Thursday, November 5, 2015

Familiar

I leave in another hour for my radiation treatment and a 30 second consultation with the radiologist, “No skin reaction? Great. See you next week.” or "It's just boring now, isn't it." He barely gets in the door. I wonder how a 30 second visit gets billed. Maybe it’s by the word. Fifty bucks a word would be about right. It’s clockwork now, no drama, no fuss. I don’t even have to register at the reception desk. I scan a bar code I’ve been given on a piece of paper, walk on back, change into a gown and sit down. I notice some of us get to stay in street clothes, and some of us have to wear patient uniforms, I mean gowns.  (I wonder if there were any women on the committee that designed them. They are so fashionable. And you have to remember which parts of you are covered and which aren’t, because it’s not obvious.) You don’t really notice the gowns so much when everyone is in uniform, the staff and the patients. But in mixed company, when half of the people in the waiting room look normal and you look like a pale blue blob wearing jeans and boots, you remember. But I am so used to it all now that when I lay under the machine and wait for the familiar series of beeps and buzzes, I almost fall asleep, and when the technicians come back in, I’m disoriented and forget to wait until they lower the bed, and I clunk my head against the machine. They apologize.

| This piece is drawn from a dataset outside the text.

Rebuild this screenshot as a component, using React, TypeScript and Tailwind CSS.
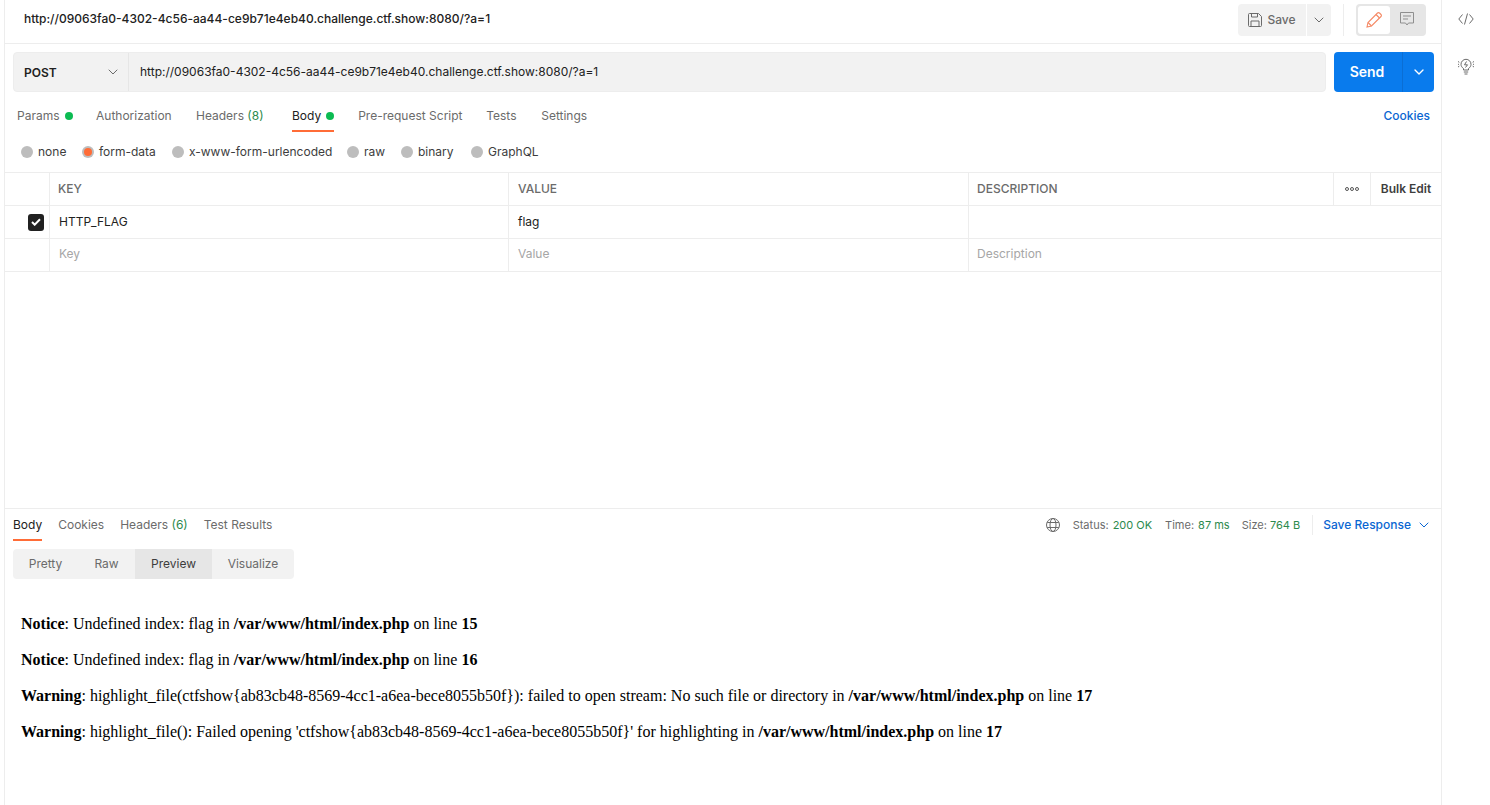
import { ChevronDown } from 'lucide-react';

const url = 'http://09063fa0-4302-4c56-aa44-ce9b71e4eb40.challenge.ctf.show:8080/?a=1';

const SaveIcon = () => (
  <svg width="14" height="14" viewBox="0 0 14 14" fill="none" stroke="#6b6b6b" strokeWidth="1">
    <path d="M0.5 1.5a1 1 0 0 1 1-1h9l3 3v9a1 1 0 0 1-1 1h-11a1 1 0 0 1-1-1z" />
    <path d="M3.5 0.5v3.5h6v-3.5M3 13.5v-5.5h8v5.5" />
  </svg>
);

const PencilIcon = () => (
  <svg width="16" height="16" viewBox="0 0 16 16" fill="none" stroke="#f58a66" strokeWidth="1.1">
    <path d="M1 15l1-4.5L11.5 1a1.4 1.4 0 0 1 2 0l1.5 1.5a1.4 1.4 0 0 1 0 2L5.5 14z" />
    <path d="M10 2.5l3.5 3.5M2 10.5l3.5 3.5" />
  </svg>
);

const CommentIcon = () => (
  <svg width="14" height="15" viewBox="0 0 14 15" fill="none" stroke="#8f8f8f" strokeWidth="1">
    <path d="M0.5 0.5h13v10.5h-5l-1.5 2-1.5-2h-5z" />
    <path d="M3 4h8M3 7h5" />
  </svg>
);

const CodeIcon = () => (
  <svg width="16" height="12" viewBox="0 0 16 12" fill="none" stroke="#6b6b6b" strokeWidth="1">
    <path d="M4.5 1.5L0.8 6l3.7 4.5M11.5 1.5L15.2 6l-3.7 4.5M9.5 0.5L6.5 11.5" />
  </svg>
);

const BulbIcon = () => (
  <svg width="16" height="17" viewBox="0 0 16 17" fill="none" stroke="#6b6b6b" strokeWidth="1">
    <path d="M5.5 12v-1.5C4 9.500 3 8 3 6.300a5 5 0 0 1 10 0c0 1.700-1 3.200-2.500 4.200V12z" />
    <path d="M5.800 14h4.400M6.500 16h3" />
    <path d="M8.500 3.500L6.500 6.800h3L7.500 9.500" />
    <path d="M0 3.500l1.300.8M0 9l1.300-.8M16 3.500l-1.300.8M16 9l-1.300-.8M0 6.300h1M15 6.300h1" />
  </svg>
);

const GlobeIcon = () => (
  <svg width="14" height="14" viewBox="0 0 14 14" fill="none" stroke="#6b6b6b" strokeWidth="1">
    <circle cx="7" cy="7" r="6.500" />
    <ellipse cx="7" cy="7" rx="3" ry="6.500" />
    <path d="M1.200 4.500h11.600M1.200 9.500h11.600" />
  </svg>
);

const CheckIcon = () => (
  <svg width="10" height="8" viewBox="0 0 10 8" fill="none" stroke="#ffffff" strokeWidth="2">
    <path d="M1 4l2.700 2.700L9 1.300" />
  </svg>
);

const Dot = () => <span className="ml-[5px] h-2 w-2 rounded-full bg-[#0cbb52]" />;

const bodyTypes = [
  { label: 'none', w: 'w-[61px]' },
  { label: 'form-data', w: 'w-[90px]', active: true },
  { label: 'x-www-form-urlencoded', w: 'w-[175px]' },
  { label: 'raw', w: 'w-[54px]' },
  { label: 'binary', w: 'w-[70px]' },
  { label: 'GraphQL', w: 'w-[80px]' },
];

const PhpLine = ({ kind, msg, file = '/var/www/html/index.php', line }: { kind: string; msg: string; file?: string; line: number }) => (
  <p className="mb-[18px] h-[18px] leading-[18px] whitespace-nowrap">
    <b>{kind}</b>: {msg} <b>{file}</b> on line <b>{line}</b>
  </p>
);

export default function App() {
  return (
    <div className="flex h-[805px] w-[1490px] overflow-hidden bg-white font-['Inter','Liberation_Sans',sans-serif] text-xs text-[#6b6b6b]">
      <div className="w-[5px] shrink-0 border-r border-[#ededed]" />

      <main className="flex w-[1437px] shrink-0 flex-col border-r border-[#ededed]">
        <header className="flex h-11 shrink-0 items-center border-b border-[#ededed] pr-[15px] pb-1 pl-[19px]">
          <div className="mb-px flex-1 font-medium text-[#212121]">{url}</div>
          <div className="flex h-8 items-stretch">
            <button className="flex w-[68px] items-center justify-center gap-[5px] rounded-l bg-[#f2f2f2] font-medium text-[#6b6b6b]">
              <SaveIcon />
              Save
            </button>
            <button className="ml-px flex w-6 items-center justify-center rounded-r bg-[#f2f2f2]">
              <ChevronDown size={16} strokeWidth={1.5} color="#6b6b6b" />
            </button>
          </div>
          <div className="mx-3 h-8 w-px bg-[#ededed]" />
          <div className="flex h-8 w-[70px] items-center rounded bg-[#e6e6e6] p-0.5">
            <div className="flex h-7 w-8 items-center justify-center rounded-[3px] bg-white">
              <PencilIcon />
            </div>
            <div className="flex h-7 w-[34px] items-center justify-center">
              <CommentIcon />
            </div>
          </div>
        </header>

        <div className="flex shrink-0 gap-2 pt-2 pr-[7px] pl-2">
          <div className="flex h-10 flex-1 rounded border border-[#ededed] bg-[#f2f2f2]">
            <div className="flex w-[115px] items-center justify-between border-r border-[#e6e6e6] pr-[7px] pl-2.5">
              <span className="mt-0.5 font-semibold text-[#212121]">POST</span>
              <ChevronDown size={16} strokeWidth={1.5} color="#6b6b6b" />
            </div>
            <div className="flex flex-1 items-center pl-[11px] text-[#212121]">{url}</div>
          </div>
          <div className="flex h-10 w-[100px] rounded bg-[#097bed] text-white">
            <div className="flex flex-1 items-center justify-center pr-0.5 text-sm font-semibold">Send</div>
            <div className="flex w-8 items-center justify-center border-l border-[#0a6ed4]">
              <ChevronDown size={16} strokeWidth={2} color="#ffffff" />
            </div>
          </div>
        </div>

        <nav className="flex h-[40px] shrink-0 items-stretch pt-2 pr-[11px] pl-3">
          <div className="flex w-[79px] items-center">Params<Dot /></div>
          <div className="flex w-[100px] items-center">Authorization</div>
          <div className="flex w-[96px] items-center">Headers&nbsp;<span className="text-[#2c8a4d]">(8)</span></div>
          <div className="relative mr-6 flex items-center text-[#212121]">
            Body<Dot />
            <span className="absolute right-0 bottom-0 left-0 h-0.5 bg-[#ff6c37]" />
          </div>
          <div className="flex w-[128px] items-center">Pre-request Script</div>
          <div className="flex w-[55px] items-center">Tests</div>
          <div className="flex flex-1 items-center">Settings</div>
          <div className="flex items-center font-medium text-[#0a66d2]">Cookies</div>
        </nav>

        <div className="flex h-10 shrink-0 items-center pl-4">
          {bodyTypes.map((t) => (
            <label key={t.label} className={`flex items-center gap-[5px] text-[#3d3d3d] ${t.w}`}>
              {t.active ? (
                <span className="flex h-3 w-3 items-center justify-center rounded-full bg-[#bdbdbd]">
                  <span className="h-2 w-2 rounded-full bg-[#ff6c37]" />
                </span>
              ) : (
                <span className="h-3 w-3 rounded-full bg-[#bdbdbd]" />
              )}
              {t.label}
            </label>
          ))}
        </div>

        <div className="shrink-0 border-t border-[#ededed]">
          <div className="grid h-[33px] grid-cols-[45px_459px_460px_365px_37px_1fr] items-stretch border-b border-[#ededed] font-medium">
            <div className="border-r border-[#ededed]" />
            <div className="flex items-center border-r border-[#ededed] pl-2">KEY</div>
            <div className="flex items-center border-r border-[#ededed] pl-[9px]">VALUE</div>
            <div className="flex items-center border-r border-[#ededed] pl-2">DESCRIPTION</div>
            <div className="flex items-center justify-center gap-px border-r border-[#ededed]">
              <span className="h-1 w-1 rounded-full border border-[#555]" />
              <span className="h-1 w-1 rounded-full border border-[#555]" />
              <span className="h-1 w-1 rounded-full border border-[#555]" />
            </div>
            <div className="flex items-center justify-center font-semibold text-[#3d3d3d]">Bulk Edit</div>
          </div>
          <div className="grid h-[33px] grid-cols-[45px_459px_460px_1fr] items-stretch border-b border-[#ededed] text-[#212121]">
            <div className="flex items-center justify-end border-r border-[#ededed] pr-[5px]">
              <span className="flex h-[17px] w-4 items-center justify-center rounded-[3px] bg-[#212121]">
                <CheckIcon />
              </span>
            </div>
            <div className="flex items-center border-r border-[#ededed] pl-[9px]">HTTP_FLAG</div>
            <div className="flex items-center border-r border-[#ededed] pl-[9px]">flag</div>
            <div />
          </div>
          <div className="grid h-[33px] grid-cols-[45px_459px_460px_1fr] items-stretch border-b border-[#ededed] text-[#a6a6a6]">
            <div className="border-r border-[#ededed]" />
            <div className="flex items-center border-r border-[#ededed] pb-0.5 pl-[9px]">Key</div>
            <div className="flex items-center border-r border-[#ededed] pb-0.5 pl-[9px]">Value</div>
            <div className="flex items-center pb-0.5 pl-2">Description</div>
          </div>
        </div>

        <div className="flex-1" />

        <section className="h-[297px] shrink-0 border-t border-[#ededed]">
          <div className="flex h-[32px] items-stretch pr-[9px] pl-2">
            <div className="relative mr-4 flex items-center text-[#212121]">
              Body
              <span className="absolute right-0 bottom-0 left-0 h-0.5 bg-[#ff6c37]" />
            </div>
            <div className="mr-4 flex items-center">Cookies</div>
            <div className="mr-4 flex items-center">Headers&nbsp;<span className="text-[#2c8a4d]">(6)</span></div>
            <div className="flex flex-1 items-center">Test Results</div>
            <div className="flex items-center text-[11px]">
              <span className="mr-[13px]"><GlobeIcon /></span>
              <span className="mr-1">Status:</span><span className="mr-[13px] text-[#2c8a4d]">200 OK</span>
              <span className="mr-1">Time:</span><span className="mr-3 text-[#2c8a4d]">87 ms</span>
              <span className="mr-[3px]">Size:</span><span className="text-[#2c8a4d]">764 B</span>
              <span className="mr-[10px] ml-3 h-5 w-px bg-[#ededed]" />
              <span className="text-xs font-medium text-[#0a66d2]">Save Response</span>
              <span className="ml-[5px]"><ChevronDown size={16} strokeWidth={1.5} color="#0a66d2" /></span>
            </div>
          </div>

          <div className="mt-2 ml-2 flex h-[30px] w-[281px] items-stretch overflow-hidden rounded bg-[#f2f2f2]">
            <div className="flex w-[65px] items-center justify-center">Pretty</div>
            <div className="flex w-[57px] items-center justify-center">Raw</div>
            <div className="flex w-[77px] items-center justify-center bg-[#e6e6e6] text-[#3d3d3d]">Preview</div>
            <div className="flex flex-1 items-center justify-center">Visualize</div>
          </div>

          <div className="pt-9 pl-4 font-['Liberation_Serif',serif] text-base text-black">
            <PhpLine kind="Notice" msg="Undefined index: flag in" line={15} />
            <PhpLine kind="Notice" msg="Undefined index: flag in" line={16} />
            <PhpLine kind="Warning" msg="highlight_file(ctfshow{ab83cb48-8569-4cc1-a6ea-bece8055b50f}): failed to open stream: No such file or directory in" line={17} />
            <PhpLine kind="Warning" msg="highlight_file(): Failed opening 'ctfshow{ab83cb48-8569-4cc1-a6ea-bece8055b50f}' for highlighting in" line={17} />
          </div>
        </section>
      </main>

      <aside className="flex flex-1 flex-col items-center pt-[13px]">
        <CodeIcon />
        <div className="mt-[33px]"><BulbIcon /></div>
      </aside>
    </div>
  );
}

How quickly we get used to things. I have trains passing through my backyard every day, and I don’t hear them anymore. I remember when we lived in Ometepec, a group came down from North Carolina to visit us. They slept on the floor of our living room, right next to the street, under openings in the concrete to let in air…as well as the barking of the dogs that protected the street throughout the night. You know how they are. By day the just laze around, but by night the are filled with bravery. Glen couldn’t sleep with all that racket, so he opened the door and threw rocks at the dogs, and off they scurried (don't worry: you don’t have to hit Mexican dogs to get the message across. All you have to do is look like you are picking up a rock and winding up to throw, and that does the trick). But they’d always come back because they were just doing their job, protecting the street at night, and they had nowhere else to go. In the wee hours, Glen gave up and made his peace with the pack of dogs so that both of them could get some rest. We didn’t hear a thing. We were used to the noises of Ometepec.

I’m glad God made us able to get used to things so we can get some rest, but I’m even more glad that in the midst of repetitiveness, he surprises us, thumping us on the head. Today I looked outside, and at first I thought the window was dirty, but then I realized that in the few minutes since I’d last checked, the yard had been covered with mist, and I couldn’t see past the property line. I was encased in white water. This does not happen in Oaxaca City, and I am not used to it. I watch the trees dropping leaves, a steady rain of shimmering gold weaving a variegated rug on the ground. I have not seen this for fifteen years. In the radiation room I meet a new technician: Alexis. And Dianne, whom I’ve seen for three weeks now tells me I’m one of the fortunate ones to get this far in my treatments without redness. Someone else admires my new haircut (!) It’s easy to have a perfect haircut when you start out bald. Everything is so even.



Some things need to be boring and uneventful, like hospital visits and plane rides. I’m glad that in the midst of ordinary days, God sends extraordinary things, like fogs, and nurses who notice haircuts, and friends who sleep on floors. And if the things He makes (nurses, gold-raining trees) have endless ability to surprise and engage us, imagine living with God, Himself, the source of all surprise and personality. No wonder we will not need the sun to vary our days. We will work for an eternity to know God, and He will become Familiar, but we will never get used to Him.